**Data shown:**

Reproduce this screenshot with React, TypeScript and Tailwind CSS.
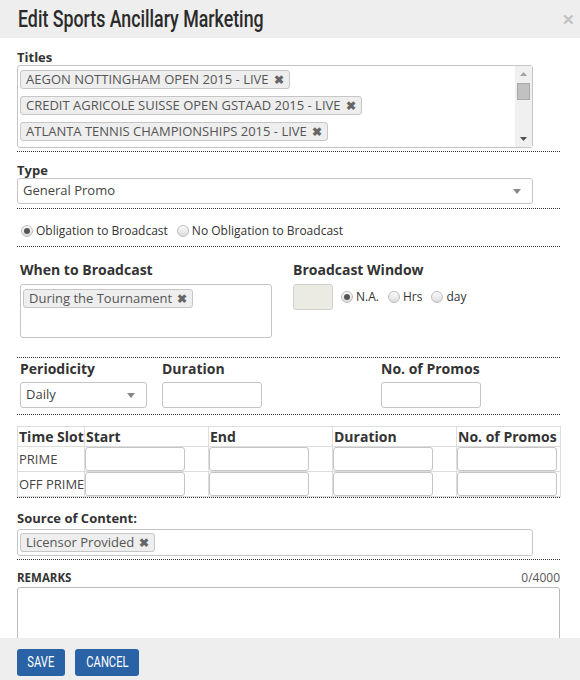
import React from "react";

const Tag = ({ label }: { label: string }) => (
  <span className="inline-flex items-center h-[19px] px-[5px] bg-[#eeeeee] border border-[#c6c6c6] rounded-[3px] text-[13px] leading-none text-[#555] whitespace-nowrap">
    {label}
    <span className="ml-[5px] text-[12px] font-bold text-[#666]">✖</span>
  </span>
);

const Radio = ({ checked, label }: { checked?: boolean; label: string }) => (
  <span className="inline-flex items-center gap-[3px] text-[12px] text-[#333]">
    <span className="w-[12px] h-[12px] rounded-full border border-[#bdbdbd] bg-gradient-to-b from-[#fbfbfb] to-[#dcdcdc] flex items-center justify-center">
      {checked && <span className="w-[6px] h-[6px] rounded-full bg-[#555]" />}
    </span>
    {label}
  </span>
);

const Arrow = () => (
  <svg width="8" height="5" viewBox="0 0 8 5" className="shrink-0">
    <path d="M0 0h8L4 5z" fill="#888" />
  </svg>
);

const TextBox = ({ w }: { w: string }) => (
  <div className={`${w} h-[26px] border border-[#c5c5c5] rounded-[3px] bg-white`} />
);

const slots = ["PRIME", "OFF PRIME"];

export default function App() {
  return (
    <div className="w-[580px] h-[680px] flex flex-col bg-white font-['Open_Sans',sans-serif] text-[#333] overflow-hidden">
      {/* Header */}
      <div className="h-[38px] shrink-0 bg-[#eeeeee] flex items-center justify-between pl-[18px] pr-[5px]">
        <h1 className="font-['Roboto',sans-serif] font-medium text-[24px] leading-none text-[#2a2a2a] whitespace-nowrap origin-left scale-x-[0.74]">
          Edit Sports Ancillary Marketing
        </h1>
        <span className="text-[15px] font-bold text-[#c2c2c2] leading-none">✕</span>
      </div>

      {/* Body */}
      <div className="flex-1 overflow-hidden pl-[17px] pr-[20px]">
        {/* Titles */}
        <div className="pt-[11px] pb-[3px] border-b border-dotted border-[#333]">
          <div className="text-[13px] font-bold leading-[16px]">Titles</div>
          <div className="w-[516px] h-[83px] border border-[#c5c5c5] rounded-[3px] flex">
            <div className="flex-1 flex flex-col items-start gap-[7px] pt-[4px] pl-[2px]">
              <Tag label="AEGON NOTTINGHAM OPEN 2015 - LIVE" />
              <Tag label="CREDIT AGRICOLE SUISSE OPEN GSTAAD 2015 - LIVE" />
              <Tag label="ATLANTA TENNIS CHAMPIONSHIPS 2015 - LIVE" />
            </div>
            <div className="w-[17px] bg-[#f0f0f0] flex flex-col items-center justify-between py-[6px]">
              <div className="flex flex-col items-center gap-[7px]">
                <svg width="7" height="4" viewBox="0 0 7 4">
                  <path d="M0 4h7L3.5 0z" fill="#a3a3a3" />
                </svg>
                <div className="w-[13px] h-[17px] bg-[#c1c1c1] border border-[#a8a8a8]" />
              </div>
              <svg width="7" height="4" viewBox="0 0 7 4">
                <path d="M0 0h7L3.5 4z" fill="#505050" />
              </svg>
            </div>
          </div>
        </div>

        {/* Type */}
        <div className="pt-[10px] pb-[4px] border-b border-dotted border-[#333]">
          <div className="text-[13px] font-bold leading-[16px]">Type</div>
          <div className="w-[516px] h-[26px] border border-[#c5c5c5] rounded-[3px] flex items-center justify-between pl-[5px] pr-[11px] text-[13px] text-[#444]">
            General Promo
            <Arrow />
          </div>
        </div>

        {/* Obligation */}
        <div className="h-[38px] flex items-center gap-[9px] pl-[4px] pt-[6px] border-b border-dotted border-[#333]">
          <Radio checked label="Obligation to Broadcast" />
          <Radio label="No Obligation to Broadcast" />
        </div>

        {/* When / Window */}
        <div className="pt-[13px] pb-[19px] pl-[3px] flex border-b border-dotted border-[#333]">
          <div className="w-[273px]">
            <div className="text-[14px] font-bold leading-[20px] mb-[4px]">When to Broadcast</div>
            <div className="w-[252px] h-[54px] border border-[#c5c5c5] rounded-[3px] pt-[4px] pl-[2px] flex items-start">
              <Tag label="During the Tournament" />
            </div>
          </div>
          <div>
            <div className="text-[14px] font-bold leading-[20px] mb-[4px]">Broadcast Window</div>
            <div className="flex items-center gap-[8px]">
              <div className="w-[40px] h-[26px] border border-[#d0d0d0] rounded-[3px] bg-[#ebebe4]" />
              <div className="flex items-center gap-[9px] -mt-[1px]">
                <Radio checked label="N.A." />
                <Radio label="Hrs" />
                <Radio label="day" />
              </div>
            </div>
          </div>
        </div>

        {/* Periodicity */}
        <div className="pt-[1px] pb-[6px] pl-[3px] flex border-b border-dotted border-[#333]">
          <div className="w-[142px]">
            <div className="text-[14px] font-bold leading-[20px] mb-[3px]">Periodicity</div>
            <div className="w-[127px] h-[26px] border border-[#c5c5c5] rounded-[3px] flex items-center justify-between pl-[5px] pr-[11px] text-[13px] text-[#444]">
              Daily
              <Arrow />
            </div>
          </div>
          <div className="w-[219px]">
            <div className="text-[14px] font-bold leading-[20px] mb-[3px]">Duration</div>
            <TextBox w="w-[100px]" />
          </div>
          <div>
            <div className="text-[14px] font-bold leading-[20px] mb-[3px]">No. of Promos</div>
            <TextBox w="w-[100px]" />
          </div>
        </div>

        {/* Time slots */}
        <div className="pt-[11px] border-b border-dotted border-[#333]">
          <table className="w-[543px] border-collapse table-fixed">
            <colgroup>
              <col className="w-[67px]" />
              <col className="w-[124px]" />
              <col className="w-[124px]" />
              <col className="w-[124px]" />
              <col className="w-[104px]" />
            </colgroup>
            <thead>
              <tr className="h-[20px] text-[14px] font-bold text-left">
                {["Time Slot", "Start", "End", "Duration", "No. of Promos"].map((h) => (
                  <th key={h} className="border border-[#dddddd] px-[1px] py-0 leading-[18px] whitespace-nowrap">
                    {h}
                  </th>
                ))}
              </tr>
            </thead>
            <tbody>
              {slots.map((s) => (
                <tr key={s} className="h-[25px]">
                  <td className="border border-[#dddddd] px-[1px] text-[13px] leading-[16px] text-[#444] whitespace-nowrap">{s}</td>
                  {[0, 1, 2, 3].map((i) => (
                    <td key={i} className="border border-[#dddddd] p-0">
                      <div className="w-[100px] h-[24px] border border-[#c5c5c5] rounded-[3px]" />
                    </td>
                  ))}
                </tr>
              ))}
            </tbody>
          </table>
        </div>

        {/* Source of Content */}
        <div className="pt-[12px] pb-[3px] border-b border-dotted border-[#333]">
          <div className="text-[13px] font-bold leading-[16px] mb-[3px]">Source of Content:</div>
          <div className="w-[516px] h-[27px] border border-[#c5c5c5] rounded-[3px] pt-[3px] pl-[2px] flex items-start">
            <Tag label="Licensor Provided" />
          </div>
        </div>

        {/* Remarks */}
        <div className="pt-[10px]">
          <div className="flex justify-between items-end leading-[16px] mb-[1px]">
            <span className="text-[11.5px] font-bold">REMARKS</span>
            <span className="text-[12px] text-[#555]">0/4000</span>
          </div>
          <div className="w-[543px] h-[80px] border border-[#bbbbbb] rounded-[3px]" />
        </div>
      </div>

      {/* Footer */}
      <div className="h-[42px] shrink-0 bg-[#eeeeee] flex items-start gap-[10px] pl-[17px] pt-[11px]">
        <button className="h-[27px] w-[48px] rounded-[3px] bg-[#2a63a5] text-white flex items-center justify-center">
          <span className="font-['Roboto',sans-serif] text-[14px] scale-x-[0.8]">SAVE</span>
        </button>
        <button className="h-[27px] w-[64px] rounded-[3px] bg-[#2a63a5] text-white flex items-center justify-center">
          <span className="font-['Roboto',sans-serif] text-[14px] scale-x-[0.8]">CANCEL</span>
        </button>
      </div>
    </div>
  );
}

--

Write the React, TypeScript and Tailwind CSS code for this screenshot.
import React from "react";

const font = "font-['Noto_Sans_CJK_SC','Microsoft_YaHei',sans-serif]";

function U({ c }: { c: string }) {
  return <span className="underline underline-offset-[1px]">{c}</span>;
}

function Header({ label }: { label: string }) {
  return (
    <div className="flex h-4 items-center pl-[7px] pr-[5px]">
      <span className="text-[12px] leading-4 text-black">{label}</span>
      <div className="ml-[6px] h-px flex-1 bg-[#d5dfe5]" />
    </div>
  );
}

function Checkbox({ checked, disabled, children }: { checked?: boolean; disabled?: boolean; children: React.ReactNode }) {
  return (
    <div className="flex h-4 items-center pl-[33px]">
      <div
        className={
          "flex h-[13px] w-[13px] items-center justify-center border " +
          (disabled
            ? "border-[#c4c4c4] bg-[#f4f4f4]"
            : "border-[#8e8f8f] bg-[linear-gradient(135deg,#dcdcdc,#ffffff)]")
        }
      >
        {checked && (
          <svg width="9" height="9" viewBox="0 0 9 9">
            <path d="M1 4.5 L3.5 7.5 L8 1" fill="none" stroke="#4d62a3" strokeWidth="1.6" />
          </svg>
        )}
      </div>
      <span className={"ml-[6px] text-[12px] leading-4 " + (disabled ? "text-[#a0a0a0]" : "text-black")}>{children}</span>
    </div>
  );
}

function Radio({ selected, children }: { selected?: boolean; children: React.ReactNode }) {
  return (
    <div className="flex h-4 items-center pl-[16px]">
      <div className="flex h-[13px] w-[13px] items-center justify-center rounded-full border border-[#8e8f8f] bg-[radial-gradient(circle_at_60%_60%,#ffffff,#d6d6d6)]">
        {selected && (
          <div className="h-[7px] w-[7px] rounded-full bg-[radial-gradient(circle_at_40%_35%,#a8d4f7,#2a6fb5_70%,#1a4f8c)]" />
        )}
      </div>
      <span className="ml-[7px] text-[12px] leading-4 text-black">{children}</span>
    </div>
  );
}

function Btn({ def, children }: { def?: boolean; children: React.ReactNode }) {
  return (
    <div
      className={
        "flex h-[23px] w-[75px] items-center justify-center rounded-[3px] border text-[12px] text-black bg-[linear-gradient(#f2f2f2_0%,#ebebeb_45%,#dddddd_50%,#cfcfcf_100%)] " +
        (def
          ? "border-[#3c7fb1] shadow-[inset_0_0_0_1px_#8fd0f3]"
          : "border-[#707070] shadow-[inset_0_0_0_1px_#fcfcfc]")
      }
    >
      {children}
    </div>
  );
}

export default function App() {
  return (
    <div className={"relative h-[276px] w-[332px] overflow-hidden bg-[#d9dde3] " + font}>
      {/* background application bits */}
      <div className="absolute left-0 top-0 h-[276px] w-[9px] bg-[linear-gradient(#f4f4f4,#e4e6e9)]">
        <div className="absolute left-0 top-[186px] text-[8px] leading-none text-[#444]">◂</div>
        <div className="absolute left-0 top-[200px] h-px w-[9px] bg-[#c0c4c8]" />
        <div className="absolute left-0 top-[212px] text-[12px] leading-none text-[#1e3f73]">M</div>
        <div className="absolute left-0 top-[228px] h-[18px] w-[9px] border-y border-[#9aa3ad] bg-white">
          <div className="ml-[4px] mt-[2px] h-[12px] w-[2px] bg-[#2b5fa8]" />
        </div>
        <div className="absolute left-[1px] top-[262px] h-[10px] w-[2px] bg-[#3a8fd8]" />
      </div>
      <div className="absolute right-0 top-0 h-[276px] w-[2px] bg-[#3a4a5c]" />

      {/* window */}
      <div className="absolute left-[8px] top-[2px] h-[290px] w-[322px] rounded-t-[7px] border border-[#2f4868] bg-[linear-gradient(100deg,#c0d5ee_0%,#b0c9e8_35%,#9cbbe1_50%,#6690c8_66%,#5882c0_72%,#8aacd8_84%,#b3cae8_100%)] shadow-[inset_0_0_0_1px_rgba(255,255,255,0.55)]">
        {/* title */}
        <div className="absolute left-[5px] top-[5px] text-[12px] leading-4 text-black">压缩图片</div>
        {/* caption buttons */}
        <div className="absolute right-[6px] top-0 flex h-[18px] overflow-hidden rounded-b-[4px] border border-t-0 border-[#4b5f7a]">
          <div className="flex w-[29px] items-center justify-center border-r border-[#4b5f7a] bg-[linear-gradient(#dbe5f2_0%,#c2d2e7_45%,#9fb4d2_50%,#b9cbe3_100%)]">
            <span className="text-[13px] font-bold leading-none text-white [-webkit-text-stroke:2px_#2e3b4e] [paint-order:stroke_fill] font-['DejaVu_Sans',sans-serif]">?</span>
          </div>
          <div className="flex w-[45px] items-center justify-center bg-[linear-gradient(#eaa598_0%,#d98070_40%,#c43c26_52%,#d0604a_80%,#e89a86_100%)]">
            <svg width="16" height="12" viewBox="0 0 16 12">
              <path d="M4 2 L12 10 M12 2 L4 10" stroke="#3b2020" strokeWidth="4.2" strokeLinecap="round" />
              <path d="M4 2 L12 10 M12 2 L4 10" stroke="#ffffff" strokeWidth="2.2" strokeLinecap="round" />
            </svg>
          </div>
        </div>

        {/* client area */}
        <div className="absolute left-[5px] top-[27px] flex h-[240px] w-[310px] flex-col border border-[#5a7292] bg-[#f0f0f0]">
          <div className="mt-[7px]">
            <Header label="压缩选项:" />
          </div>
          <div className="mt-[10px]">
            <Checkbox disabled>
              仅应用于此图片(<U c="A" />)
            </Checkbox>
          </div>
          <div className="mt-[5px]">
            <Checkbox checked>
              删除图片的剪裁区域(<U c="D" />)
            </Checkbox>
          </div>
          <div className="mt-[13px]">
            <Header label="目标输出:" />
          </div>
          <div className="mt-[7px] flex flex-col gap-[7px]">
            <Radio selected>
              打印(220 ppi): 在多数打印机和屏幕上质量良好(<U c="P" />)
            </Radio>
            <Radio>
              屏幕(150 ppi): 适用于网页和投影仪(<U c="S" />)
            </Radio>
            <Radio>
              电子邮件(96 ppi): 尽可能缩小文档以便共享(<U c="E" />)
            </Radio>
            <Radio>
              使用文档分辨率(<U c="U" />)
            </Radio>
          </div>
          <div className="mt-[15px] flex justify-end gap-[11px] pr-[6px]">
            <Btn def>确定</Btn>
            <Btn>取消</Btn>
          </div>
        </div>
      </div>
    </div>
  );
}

**What to do:** Every line of the records that includes the word "this" should be gathered.

**Task answer:**
Reproduce this screenshot with React, TypeScript and Tailwind CSS.
Write the React, TypeScript and Tailwind CSS code for this screenshot.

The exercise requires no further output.